Real Estate Agent and Trainer, Robert Rico, explains what foreclosure is and goes into depth about what this truly means for the real estate business and buyer/seller. Do you want to see more video blogs? Subscribe here!

     

WHAT IS A FORECLOSURE?

Foreclosure happens when the property owner fails to make their mortgage payments to the lender and defaults on the terms of the mortgage loan. The lender then repossesses the property and tries to sell it in hopes of retrieving the amount of money that was owed by the borrower.

THE PROCESS OF FORECLOSURE IN CALIFORNIA

When a homeowner/borrower has not made a mortgage payment after 90 days, which would typically be 3 mortgage payments, the owner will receive a “Notice of Default” from the lender. This legal notice will be placed on the front door of the subject property. This is the first step of the foreclosure process. The property owner then typically has an additional 90 days, making it a total of 180 days without payment, when their property will then be presented with a N.O.T (Notice of Trustee’s Sale) by the lender. The N.O.T informs the borrower that the home will be sold at auction in 21 days for non payment and instructions on the promissory note.

WHY DO PROPERTY OWNERS GO INTO FORECLOSURE?

No one wants to be evicted from their own home, but different situations can make it hard to make monthly payments. A variety of reasons, such as unemployment, divorce, death or medical reasons, for example, can lower people’s income stream and make it difficult to pay loans. If the borrower who is affected manages to recover financially and has the ability to pay the overdue mortgage amount prior to the N.O.T, which may include late fees, they may be able to make their loan current . As a reminder, one 30-day late mortgage payment can drop the FICO credit score between 50 to 100 points.

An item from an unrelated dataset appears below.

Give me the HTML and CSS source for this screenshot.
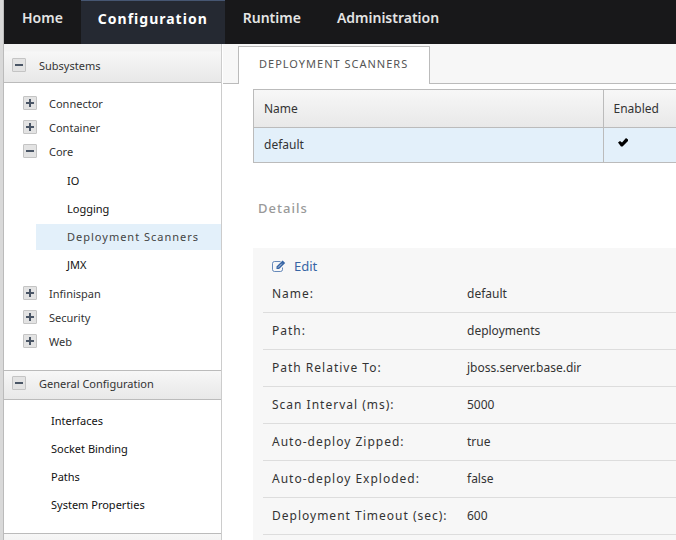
FILE: index.html
```html
<!DOCTYPE html>
<html lang="en">
<head>
<meta charset="utf-8">
<title>Deployment Scanners</title>
<link rel="stylesheet" href="styles.css">
</head>
<body>
<div class="app">
  <nav class="topnav" aria-label="Main">
    <a href="#home">Home</a>
    <a href="#configuration" class="active" aria-current="page">Configuration</a>
    <a href="#runtime">Runtime</a>
    <a href="#administration">Administration</a>
  </nav>
  <div class="columns">
    <aside class="sidebar">
      <section>
        <h2 class="group first"><button class="toggle" aria-label="Collapse Subsystems"><svg viewBox="0 0 14 14"><path d="M3 6h8v2H3z"/></svg></button>Subsystems</h2>
        <ul class="tree">
          <li><div class="node"><button class="toggle" aria-label="Expand Connector"><svg viewBox="0 0 14 14"><path d="M3 6h3V3h2v3h3v2H8v3H6V8H3z"/></svg></button>Connector</div></li>
          <li><div class="node"><button class="toggle" aria-label="Expand Container"><svg viewBox="0 0 14 14"><path d="M3 6h3V3h2v3h3v2H8v3H6V8H3z"/></svg></button>Container</div></li>
          <li>
            <div class="node"><button class="toggle" aria-label="Collapse Core"><svg viewBox="0 0 14 14"><path d="M3 6h8v2H3z"/></svg></button>Core</div>
            <ul class="leaves">
              <li><a href="#io">IO</a></li>
              <li><a href="#logging">Logging</a></li>
              <li><a href="#scanners" class="selected">Deployment Scanners</a></li>
              <li><a href="#jmx">JMX</a></li>
            </ul>
          </li>
          <li><div class="node"><button class="toggle" aria-label="Expand Infinispan"><svg viewBox="0 0 14 14"><path d="M3 6h3V3h2v3h3v2H8v3H6V8H3z"/></svg></button>Infinispan</div></li>
          <li><div class="node"><button class="toggle" aria-label="Expand Security"><svg viewBox="0 0 14 14"><path d="M3 6h3V3h2v3h3v2H8v3H6V8H3z"/></svg></button>Security</div></li>
          <li><div class="node"><button class="toggle" aria-label="Expand Web"><svg viewBox="0 0 14 14"><path d="M3 6h3V3h2v3h3v2H8v3H6V8H3z"/></svg></button>Web</div></li>
        </ul>
      </section>
      <section>
        <h2 class="group"><button class="toggle" aria-label="Collapse General Configuration"><svg viewBox="0 0 14 14"><path d="M3 6h8v2H3z"/></svg></button>General Configuration</h2>
        <ul class="general">
          <li><a href="#interfaces">Interfaces</a></li>
          <li><a href="#sockets">Socket Binding</a></li>
          <li><a href="#paths">Paths</a></li>
          <li><a href="#properties">System Properties</a></li>
        </ul>
      </section>
      <div class="group"></div>
    </aside>
    <main class="content">
      <div class="tabs"><a href="#scanners" class="tab">DEPLOYMENT SCANNERS</a></div>
      <div class="page">
        <table class="grid">
          <thead><tr><th>Name</th><th class="enabled">Enabled</th></tr></thead>
          <tbody><tr><td>default</td><td class="enabled"><svg class="check" viewBox="0 0 10 9" role="img" aria-label="Yes"><path d="M0 4.5 2 3l2 1.5L8 0l2 1.5V3L4.500 8.500H3z"/></svg></td></tr></tbody>
        </table>
        <h3 class="details">Details</h3>
        <section class="panel">
          <button class="edit"><svg viewBox="0 0 14 12"><path d="M10.500 7.500v2a2 2 0 0 1-2 2h-6a2 2 0 0 1-2-2v-6a2 2 0 0 1 2-2h6" fill="none" stroke="currentColor" stroke-opacity=".75"/><path d="M4.500 9V6.500L10.600.6l2.600 2.500L7.100 9z" fill="currentColor"/><path d="M6 7.600 9.800 3.700" stroke="#f7f7f7" stroke-width=".7"/></svg>Edit</button>
          <dl class="fields">
            <div><dt>Name:</dt><dd>default</dd></div>
            <div><dt>Path:</dt><dd>deployments</dd></div>
            <div><dt>Path Relative To:</dt><dd>jboss.server.base.dir</dd></div>
            <div><dt>Scan Interval (ms):</dt><dd>5000</dd></div>
            <div><dt>Auto-deploy Zipped:</dt><dd>true</dd></div>
            <div><dt>Auto-deploy Exploded:</dt><dd>false</dd></div>
            <div><dt>Deployment Timeout (sec):</dt><dd>600</dd></div>
          </dl>
        </section>
      </div>
    </main>
  </div>
</div>
</body>
</html>
```
FILE: styles.css
```css
* { box-sizing: border-box; }
body {
  margin: 0;
  background: #d9d9d9;
  color: #333;
  font: 12px/18px "Noto Sans", "Open Sans", sans-serif;
}
a { color: inherit; text-decoration: none; }
button { margin: 0; padding: 0; font: inherit; cursor: pointer; }
ul, dl, dd { margin: 0; padding: 0; list-style: none; }

.app {
  display: flex;
  flex-direction: column;
  height: 100vh;
  margin-left: 3px;
  overflow: hidden;
  border-left: 1px solid #bbb;
  background: #fff;
}

.topnav {
  display: flex;
  flex: 0 0 44px;
  background: #18181a;
  color: #e4e4e4;
  font-size: 14px;
  font-weight: 600;
}
.topnav a { padding: 8px 18px; border-top: 1px solid transparent; }
.topnav .active {
  padding: 9px 17px;
  border-top-color: #465672;
  background: #252932;
  color: #fff;
  font-weight: 700;
  letter-spacing: 1px;
}

.columns { display: flex; flex: 1; min-height: 0; }
.sidebar {
  flex: 0 0 218px;
  overflow: hidden;
  border-right: 1px solid #ccc;
  font-size: 11px;
}
.group {
  display: flex;
  align-items: center;
  gap: 13px;
  height: 30px;
  margin: 0;
  padding: 0 8px 2px;
  border-top: 1px solid #bbb;
  border-bottom: 1px solid #bbb;
  background: linear-gradient(#f7f7f7, #e8e8e8);
  font-size: 11px;
  font-weight: 400;
}
.first { height: 39px; padding-top: 7px; border-top: 0; background: linear-gradient(#f3f3f3 7px, #f7f7f7 8px, #e8e8e8); }
.toggle {
  width: 14px;
  height: 14px;
  margin-bottom: 2px;
  border: 1px solid #c4c4c4;
  border-radius: 1px;
  background: #e3e3e3;
}
.toggle svg { display: block; width: 14px; height: 14px; margin: -1px; fill: #4a5666; }

.tree { padding: 9px 0 16px; }
.node { display: flex; align-items: center; gap: 12px; height: 24px; padding-left: 19px; }
.leaves { display: grid; gap: 2px; padding: 4px 0 4px 32px; color: #111; }
.leaves a { display: block; padding: 4px 0 4px 31px; }
.leaves .selected { background: #e3f0fa; color: #444; letter-spacing: 1px; }
.general { display: grid; gap: 10px; padding: 12px 0 19px 47px; color: #111; }
.general a { display: block; }

.content { flex: 1; min-width: 0; overflow: hidden; }
.tabs {
  display: flex;
  height: 40px;
  margin-left: 1px;
  padding: 2px 0 0 15px;
  border-bottom: 1px solid #bbb;
  background: #f7f7f7;
}
.tab {
  margin-bottom: -1px;
  padding: 8px 21px 9px 20px;
  border: 1px solid #bbb;
  border-bottom: 0;
  background: #fff;
  color: #555;
  font-size: 11px;
  letter-spacing: 1px;
}
.page { padding: 5px 0 0 31px; }

.grid { width: 100%; border-collapse: collapse; }
.grid th, .grid td {
  padding: 0 10px;
  border: 1px solid #bbb;
  border-right: 0;
  text-align: left;
  font-weight: 400;
}
.grid th { height: 38px; }
.grid td { height: 35px; background: #e3f0fa; }
.grid thead { background: linear-gradient(#f7f7f7, #e8e8e8); }
.grid .enabled { width: 73px; padding-right: 0; }
.check { display: block; width: 10px; height: 9px; margin: -5px 0 0 4px; }

.details {
  margin: 36px 5px 31px;
  color: #999;
  font-size: 13px;
  font-weight: 500;
  letter-spacing: 1px;
}
.panel { height: 320px; padding: 9px 0 0 10px; background: #f7f7f7; }
.edit {
  display: flex;
  align-items: center;
  gap: 8px;
  margin-bottom: 1px;
  margin-left: 9px;
  border: 0;
  background: none;
  color: #3765a5;
  font-size: 13px;
}
.edit svg { width: 14px; height: 12px; }
.fields div {
  display: flex;
  height: 37px;
  padding: 9px;
  border-bottom: 1px solid #ddd;
}
.fields dt { flex: 0 0 195px; letter-spacing: 1px; }
```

It’s important for the owner to talk to his/her lender as soon as possible to try and work out any options to avoid foreclosure.

WHAT ARE THE CONSEQUENCES OF A FORECLOSURE?

The financial consequences of going through a foreclosure can be miserable. Not only is the property retrieved by the lender, but any equity you may have established is also lost. However, the misery doesn’t end there. You still need to pay taxes on the amount of mortgage. Anytime debt is forgiven, it will be considered income by the IRS.

Foreclosure damages your credit and can remain on your credit report for up to 7 years, which can hurt your chances of qualifying for a new home loan. It may also create difficulty in qualifying to rent a home.

It can be tough to rebound from a foreclosure, but with patience and diligence people affected by a foreclosure can slowly see their credit recover and expect to purchase a home once again in the future.